Why don’t people claim?

The two overriding factors are simple: ignorance and difficulty.

In spite of their protestations (I’m sure), most rail companies clearly don’t make a huge effort to advertise their ‘Delay Repay’ schemes. Sure, there’s a shiny page on the website, but it’s not front and centre when they’re apologising the next day after major delays.

Most people also think it’s difficult to claim, too. Admittedly, the hassle of going to the ticket office and getting a form, filling it out, etc, might be a bit painful, but 5 minutes effort for ‘free’ money?

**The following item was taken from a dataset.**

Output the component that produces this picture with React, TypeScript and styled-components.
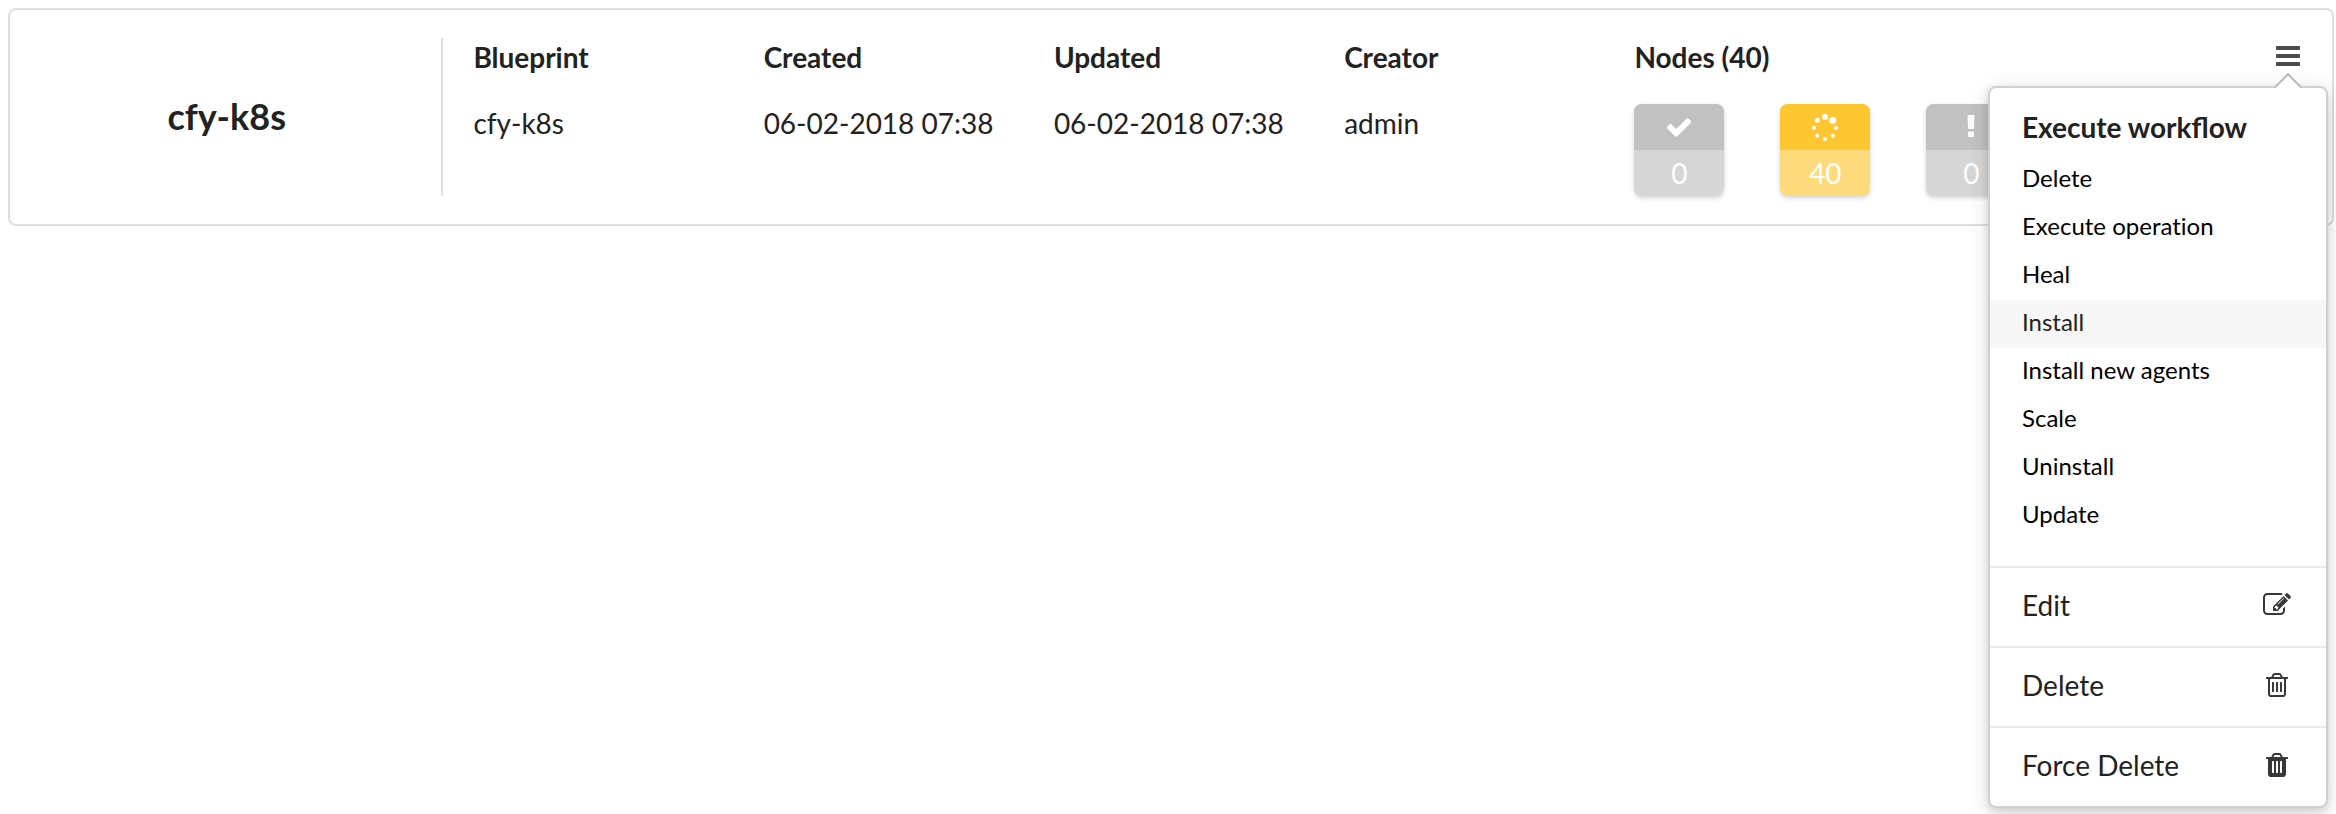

What’s more, with the proliferation of smartphones it’s easy to do it on the go. You can upload a photo of your ticket direct from your phone and, if you’ve registered with the website, they pre-fill your details.

Also, you can now cash in most vouchers for money now, rather than having to use them against your next ticket purchase. A small mercy 🙂

Prices still keep going up – get your own back

Let’s face it, we know that every January – in spite of howls of protest – all the operators will put prices up by more than inflation…

My journey will cost me 4.1% more next year, than it does this year – an increase of approx £13 a month.

I don’t claim to understand the justification for the increases. Southern, to take my operator as an example, increased passenger journeys in 2011-12 by 7.4%, but – and here’s the kicker for the likes of you and me – overall operating profits dropped by 4.9%.

The important thing to note here is not that there was a loss, just a drop in profits. Go-Ahead Group (Southern’s owners) still made an awful lot of money – just not quite as much as before.

Tube users can do it too

If you’re reading this in London and you think this doesn’t apply to you, then you’re wrong.

Transport for London also operates a rarely-talked about compensation scheme for journeys delayed by 15 minutes or more.

How many of you have ever claimed? Didn’t think so…

Claim today

My point is, if you’re delayed make sure you claim your money back – it’s your right and not enough of us are doing it.

It won’t make any difference to the price rises, but it might make you feel a little better.